The nuclear bomb aftermath imagery Reuters used in its headline is actually quite apt.
“The U.S. Federal Reserve's unconventional monetary policies have lowered borrowing costs and boosted growth without creating unwanted inflation, a top Fed official said on Monday, predicting the Fed's latest round of asset-buying will exceed $600 billion.
The Fed will want to see sustained jobs gains and a consistent drop in the unemployment rate before it stops buying assets, making it likely the purchases will continue until "well into next year," John Williams, president of the San Francisco Federal Reserve Bank, told reporters after a lecture at the University of California, Irvine.
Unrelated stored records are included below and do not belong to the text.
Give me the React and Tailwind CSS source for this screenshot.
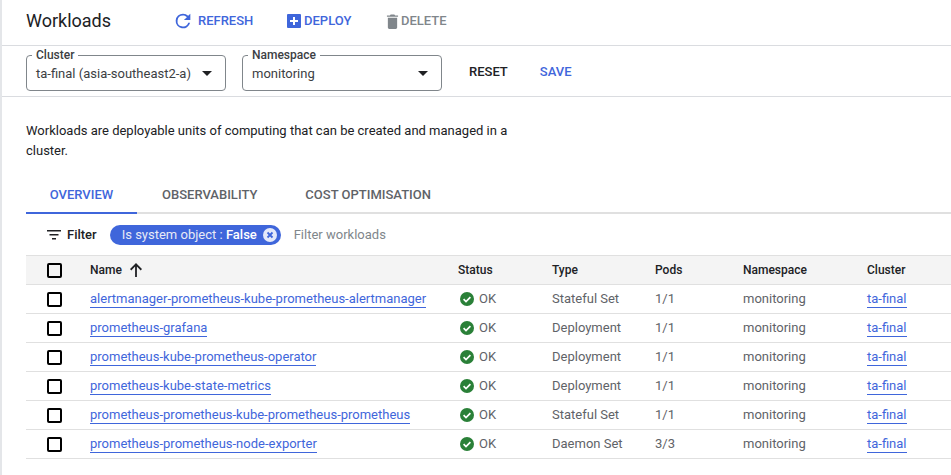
import React from 'react';

const rows = [
  ['alertmanager-prometheus-kube-prometheus-alertmanager', 'Stateful Set', '1/1'],
  ['prometheus-grafana', 'Deployment', '1/1'],
  ['prometheus-kube-prometheus-operator', 'Deployment', '1/1'],
  ['prometheus-kube-state-metrics', 'Deployment', '1/1'],
  ['prometheus-prometheus-kube-prometheus-prometheus', 'Stateful Set', '1/1'],
  ['prometheus-prometheus-node-exporter', 'Daemon Set', '3/3'],
];

const cols = 'grid grid-cols-[64px_368px_94px_103px_88px_124px_1fr] items-center';

function Checkbox() {
  return <div className="ml-[21px] w-[15px] h-[15px] border-2 border-black rounded-[2px]" />;
}

function Select({ label, value, width }) {
  return (
    <div className={`relative h-[36px] border border-[#80868b] rounded-[4px] flex items-center justify-between pl-[9px] pr-[13px] ${width}`}>
      <span className="absolute -top-[9px] left-[5px] bg-white px-1 text-[12px] leading-[16px] font-medium text-[#3c4043]">{label}</span>
      <span className="text-[13px] text-[#3c4043] pt-[1px]">{value}</span>
      <svg width="10" height="5" viewBox="0 0 10 5" className="fill-[#202124]"><path d="M0 0l5 5 5-5z" /></svg>
    </div>
  );
}

export default function App() {
  return (
    <div className="w-[951px] h-[475px] overflow-hidden bg-white border-l-2 border-[#e4e6e9] font-['Roboto',sans-serif] antialiased">
      {/* toolbar */}
      <div className="h-[46px] border-b border-[#dadce0] flex items-center pl-[24px] pb-[3px]">
        <h1 className="text-[18px] text-[#202124] w-[147px] leading-none">Workloads</h1>
        <button className="flex items-center text-[#3f66db] text-[13px] font-medium w-[114px]">
          <svg width="22" height="22" viewBox="0 0 24 24" className="fill-[#3f66db] mr-[4px] -ml-[1px]">
            <path d="M17.65 6.35A7.96 7.96 0 0 0 12 4a8 8 0 1 0 7.75 10h-2.08A6 6 0 1 1 12 6c1.66 0 3.14.69 4.22 1.78L13 11h7V4l-2.35 2.35z" />
          </svg>
          REFRESH
        </button>
        <button className="flex items-center text-[#3f66db] text-[13px] font-medium w-[99px]">
          <svg width="14" height="14" viewBox="0 0 14 14" className="mr-[3px]">
            <rect width="14" height="14" rx="1" fill="#3f66db" />
            <path d="M6 3h2v3h3v2H8v3H6V8H3V6h3z" fill="#fff" />
          </svg>
          DEPLOY
        </button>
        <button className="flex items-center text-[#80868b] text-[13px] font-medium">
          <svg width="13" height="15" viewBox="0 0 14 16" className="fill-[#80868b] mr-[2px]">
            <path d="M2 14.5c0 .8.7 1.5 1.5 1.5h7c.8 0 1.5-.7 1.5-1.5V4H2zM13 1.5H9.8L9 .5H5l-.8 1H1V3h12z" />
          </svg>
          DELETE
        </button>
      </div>

      {/* cluster and namespace */}
      <div className="h-[51px] border-b border-[#dadce0] flex items-center pl-[24px] pt-[4px]">
        <Select label="Cluster" value="ta-final (asia-southeast2-a)" width="w-[200px]" />
        <div className="w-[16px]" />
        <Select label="Namespace" value="monitoring" width="w-[200px]" />
        <button className="ml-[27px] text-[13px] font-medium text-[#202124] -mt-[3px]">RESET</button>
        <button className="ml-[32px] text-[13px] font-medium text-[#3f66db] -mt-[3px]">SAVE</button>
      </div>

      <p className="mt-[24px] ml-[24px] w-[500px] text-[13px] leading-[20px] text-[#202124]">
        Workloads are deployable units of computing that can be created and managed in a cluster.
      </p>

      {/* tabs */}
      <div className="mt-[15px] ml-[24px] h-[38px] border-b-2 border-[#e0e0e0] flex text-[13px] font-medium text-[#5f6368]">
        <div className="w-[111px] h-[38px] border-b-2 border-[#3f66db] text-[#3f66db] flex items-center justify-center pt-[1px]">OVERVIEW</div>
        <div className="ml-[25px] h-[36px] flex items-center pt-[1px]">OBSERVABILITY</div>
        <div className="ml-[48px] h-[36px] flex items-center pt-[1px]">COST OPTIMISATION</div>
      </div>

      {/* filter */}
      <div className="ml-[24px] h-[41px] flex items-center">
        <svg width="14" height="10" viewBox="0 0 14 10" className="ml-[21px] fill-[#202124]">
          <path d="M0 0h14v1.5H0zM2.5 4h9v1.5h-9zM5 8h4v1.5H5z" />
        </svg>
        <span className="ml-[6px] text-[13px] font-medium text-[#202124]">Filter</span>
        <div className="ml-[13px] h-[20px] w-[171px] rounded-full bg-[#3f66db] flex items-center pl-[12px] text-[13px] text-white">
          <span className="text-[#e8eaf6] whitespace-nowrap">Is system object :&nbsp;</span>
          <span className="font-medium">False</span>
          <svg width="14" height="14" viewBox="0 0 14 14" className="ml-[6px]">
            <circle cx="7" cy="7" r="7" fill="#e4e9fa" />
            <path d="M4.5 4.5l5 5M9.5 4.5l-5 5" stroke="#3f66db" strokeWidth="1.8" />
          </svg>
        </div>
        <span className="ml-[13px] text-[13px] text-[#80868b]">Filter workloads</span>
      </div>

      {/* table */}
      <div className="ml-[24px] text-[13px]">
        <div className={`${cols} h-[30px] bg-[#f4f4f4] border-y border-[#e0e0e0] font-medium text-[#202124] text-[12px]`}>
          <Checkbox />
          <div className="flex items-center">
            Name
            <svg width="14" height="14" viewBox="0 0 14 14" className="ml-[7px] fill-[#202124]">
              <path d="M7.9 14H6.1V3.6L2.3 7.4 1 6.1 7 0l6 6.1-1.3 1.3-3.8-3.8z" />
            </svg>
          </div>
          <div>Status</div>
          <div>Type</div>
          <div>Pods</div>
          <div>Namespace</div>
          <div>Cluster</div>
        </div>
        {rows.map(([name, type, pods]) => (
          <div key={name} className={`${cols} h-[29px] border-b border-[#e0e0e0] text-[#5f6368]`}>
            <Checkbox />
            <div><a className="text-[#3f66db] border-b border-[#3f66db] pb-[1px] whitespace-nowrap">{name}</a></div>
            <div className="flex items-center pl-[2px]">
              <svg width="14" height="14" viewBox="0 0 14 14" className="mr-[5px]">
                <circle cx="7" cy="7" r="7" fill="#2a8038" />
                <path d="M3.6 7.2l2.4 2.4 4.4-4.4" fill="none" stroke="#fff" strokeWidth="1.7" />
              </svg>
              OK
            </div>
            <div>{type}</div>
            <div>{pods}</div>
            <div>monitoring</div>
            <div><a className="text-[#3f66db] border-b border-[#3f66db] pb-[1px]">ta-final</a></div>
          </div>
        ))}
      </div>
    </div>
  );
}
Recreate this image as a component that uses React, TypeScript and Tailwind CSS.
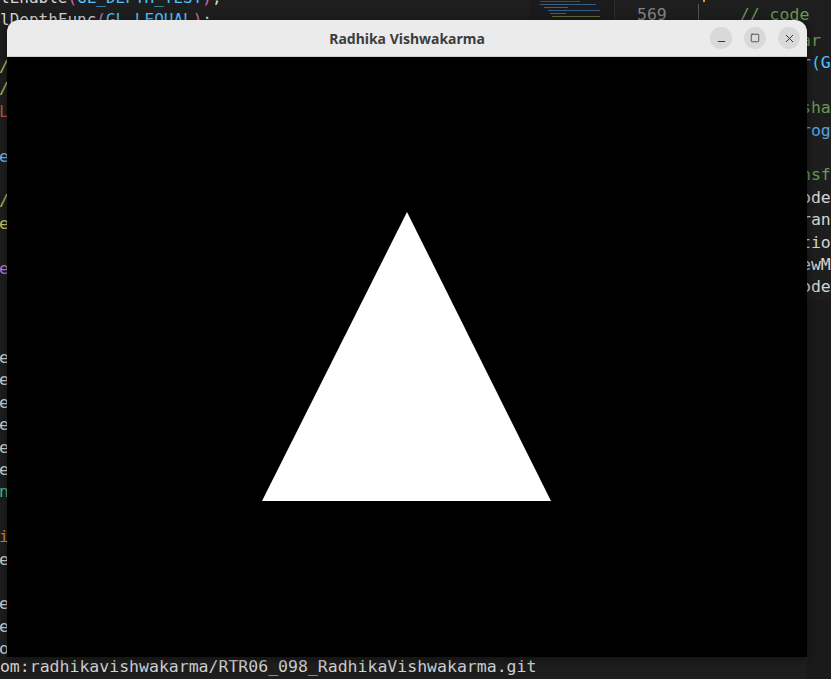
import { Minus, Square, X } from "lucide-react";

type Line = { text: string; color: string } | null;

// editor text peeking out at the left of the window, one entry per line
const LEFT: Line[] = [
  { text: "/", color: "#b5c25a" },
  { text: "/", color: "#b5c25a" },
  { text: "L", color: "#c0533f" },
  null,
  { text: "e", color: "#7cb7e8" },
  null,
  { text: "/", color: "#b5c25a" },
  { text: "e", color: "#d4c060" },
  null,
  { text: "e", color: "#c678dd" },
  null,
  null,
  null,
  { text: "e", color: "#d4d4d4" },
  { text: "e", color: "#d4d4d4" },
  { text: "e", color: "#d4d4d4" },
  { text: "e", color: "#d4d4d4" },
  { text: "e", color: "#d4d4d4" },
  { text: "e", color: "#d4d4d4" },
  { text: "n:", color: "#3fc48a" },
  { text: " (", color: "#5aa3e0" },
  { text: "i(", color: "#d08a2a" },
  { text: "e:", color: "#d4d4d4" },
  { text: " (", color: "#5aa3e0" },
  { text: "e(", color: "#d4d4d4" },
  { text: "e.", color: "#d4d4d4" },
  { text: "o.", color: "#d4d4d4" },
];

const RIGHT: Line[] = [
  { text: "ar (", color: "#6a9955" },
  { text: "r(G", color: "#4fc1ff" },
  null,
  { text: "sha", color: "#6a9955" },
  { text: "rog", color: "#5aa3e0" },
  null,
  { text: "nsfo", color: "#6a9955" },
  { text: "odel", color: "#d4d4d4" },
  { text: "ran", color: "#d4d4d4" },
  { text: "tio", color: "#d4d4d4" },
  { text: "ewM", color: "#d4d4d4" },
  { text: "odel", color: "#d4d4d4" },
];

const mono = "font-['DejaVu_Sans_Mono',monospace] text-[16.5px] whitespace-pre";

function CodeColumn({ lines, className }: { lines: Line[]; className: string }) {
  return (
    <div className={`absolute flex flex-col leading-[22.4px] ${mono} ${className}`}>
      {lines.map((l, i) => (
        <span key={i} className="h-[22.4px]" style={l ? { color: l.color } : undefined}>
          {l ? l.text : " "}
        </span>
      ))}
    </div>
  );
}

function Minimap() {
  const rows = [
    [10, 40, "#2c4f74"],
    [10, 56, "#355d86"],
    [14, 24, "#405f80"],
    [18, 52, "#355d86"],
    [20, 16, "#405f80"],
    [22, 48, "#5c6a44"],
  ] as const;
  return (
    <div className="absolute left-[530px] top-0 flex h-[20px] w-[84px] flex-col gap-[2px] bg-[#1b1b1b] pt-[1px]">
      {rows.map(([ml, w, c], i) => (
        <div key={i} className="h-[1px]" style={{ marginLeft: ml, width: w, background: c }} />
      ))}
    </div>
  );
}

function TitleButton({ children }: { children: React.ReactNode }) {
  return (
    <div className="flex h-[22px] w-[22px] items-center justify-center rounded-full bg-[#d9d9d9] text-[#2e2e2e]">
      {children}
    </div>
  );
}

function Window() {
  return (
    <div className="absolute left-[7px] top-[20px] flex w-[800px] flex-col overflow-hidden rounded-t-[12px] shadow-[0_2px_12px_rgba(0,0,0,0.45)]">
      <div className="flex h-[37px] items-center border-b border-[#cfcfcf] bg-[#ebebeb] pr-[7px]">
        <div className="w-[97px]" />
        <span className="flex-1 text-center text-[14px] font-bold text-[#3d3d3d] font-['Noto_Sans',sans-serif]">
          Radhika Vishwakarma
        </span>
        <div className="flex w-[90px] justify-end gap-[12px]">
          <TitleButton>
            <Minus size={11} strokeWidth={2} className="mt-[7px]" />
          </TitleButton>
          <TitleButton>
            <Square size={10} strokeWidth={1.8} />
          </TitleButton>
          <TitleButton>
            <X size={13} strokeWidth={1.8} />
          </TitleButton>
        </div>
      </div>
      <div className="h-[600px] bg-black">
        <svg width="800" height="600" className="block">
          <polygon points="400,155 255,444 544,444" fill="#ffffff" />
        </svg>
      </div>
    </div>
  );
}

export default function App() {
  return (
    <div className="relative h-[679px] w-[831px] overflow-hidden bg-[#1e1e1e]">
      {/* top editor lines, mostly hidden by the window */}
      <div className={`absolute left-0 top-[-13px] flex flex-col leading-[22px] text-[#d4d4d4] ${mono} text-[16px]`}>
        <span>
          lEnable<span className="text-[#d16fb0]">(</span>
          <span className="text-[#4fc1ff]">GL_DEPTH_TEST</span>
          <span className="text-[#d16fb0]">)</span>;
        </span>
        <span>
          lDepthFunc<span className="text-[#d16fb0]">(</span>
          <span className="text-[#4fc1ff]">GL_LEQUAL</span>
          <span className="text-[#d16fb0]">)</span>;
        </span>
      </div>

      <Minimap />
      {/* gutter of the second editor pane */}
      <div className="absolute left-[614px] top-0 flex h-[20px] items-start border-l border-[#2c2c2c] pl-[22px] pt-[4px] leading-[22px]">
        <span className={`${mono} text-[#858585]`}>569</span>
        <div className="ml-[31px] h-[16px] w-[1px] bg-[#555]" />
        <div className="-mt-[4px] ml-[4px] h-[2px] w-[2px] bg-[#e0a800]" />
        <span className={`${mono} ml-[35px] text-[#6a9955]`}>// code</span>
      </div>

      <CodeColumn lines={LEFT} className="left-[-1px] top-[56px]" />
      <CodeColumn lines={RIGHT} className="left-[801px] top-[30px]" />
      <div className="absolute left-[807px] top-[300px] h-[379px] w-[24px] bg-[#1a1a1a]" />

      {/* terminal line under the window */}
      <span className={`absolute left-[-10px] top-[656px] leading-[22px] text-[#d4d4d4] ${mono}`}>
        com:radhikavishwakarma/RTR06_098_RadhikaVishwakarma.git
      </span>

      <Window />
    </div>
  );
}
The U.S. central bank's prior round of quantitative easing totaled $600 billion; its first one was about $1.7 trillion.
The Fed began its third round of quantitative easing, known as QE3, in September, beginning with $40 billion a month in mortgage-backed securities and promising to continue or expand the purchases if the labor market does not improve substantially.
Although asset-buying and other non-traditional monetary policies pose potential risks, "the available evidence suggests they have been effective in stimulating growth without creating an undesirable rise in inflation," Williams said at the lecture. "We are not seeing signs of rising inflation on the horizon."
The policies also have not stimulated excessive risk-taking, he said.”
(emphasis added)
They have not stimulated what? This is a joke, right?
We are struck by the continued refusal by Fed officials to even think for a second about the long range effects of their policies. They see nothing untoward on the 'horizon' because their horizon probably ends at the edge of their dinner plates. One feels fatally reminded of the many premature victory laps, the self-congratulory back-patting and the growing incidence of laughter at FOMC meetings during 2004-2006.
At the time it was also held that the 'great effort' by the monetary bureaucrats to help pump up the money supply by cutting rates to the bone after the Nasdaq bubble had expired had been responsible for producing a sound recovery. In reality it had only produced yet another bubble, this time one so egregious it almost proved fatal for the banking system, which to this day survives mainly by dint of clinging to well over a trillion dollars in excess reserves the Fed has created from thin air.